The judgment is affirmed.

Ashburn, J., and Herndon, J., concurred.

In the oral proceeding before this court, defendants argued that the 10 per cent commission was due once the lease with Anderson was executed, irrespective of the fact that Anderson subsequently defaulted and Massey Rock took over the equipment. Defendants’ brief on appeal, however, also goes upon the theory which is reflected in the findings of fact and apparently adopted by the trial court, viz: that defendants earned their commission as a result of both the Anderson and Massey transactions.

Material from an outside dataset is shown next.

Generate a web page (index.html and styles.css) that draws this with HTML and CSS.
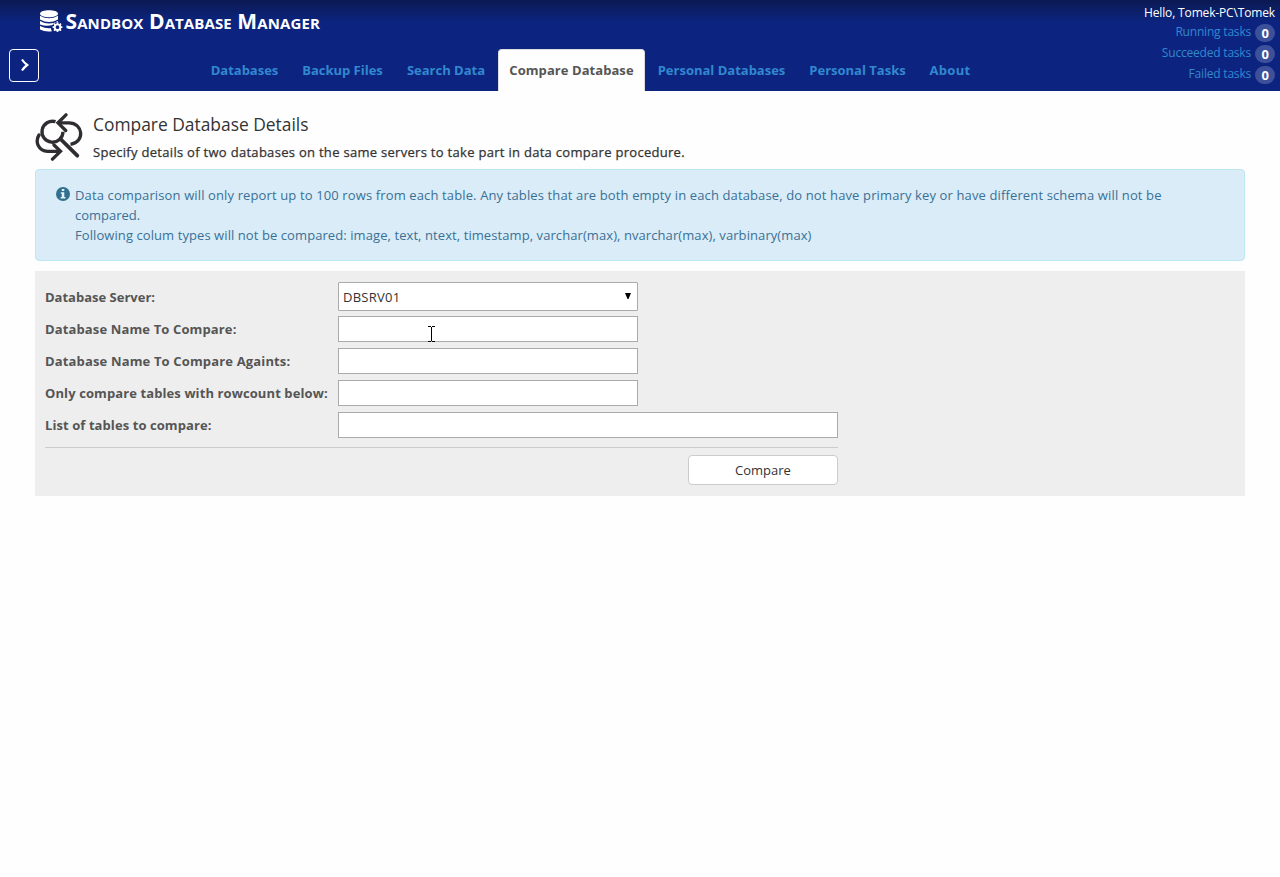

Finding Number IX reads: “Defendant corporation has received, in consideration for the sale and rental of plaintiff’s equipment, a total sum of $1,800.00, and is entitled to offset and debit against such sum commissions earned amounting to $910.00 on account of the Caterpillar 12 as found in paragraph "VI hereof, commissions earned amounting to $360.00 as found in paragraph VII hereof, and the value of materials and services supplied as found in paragraph VIII hereof, amounting to $655.99; or a total of $1,925.99.”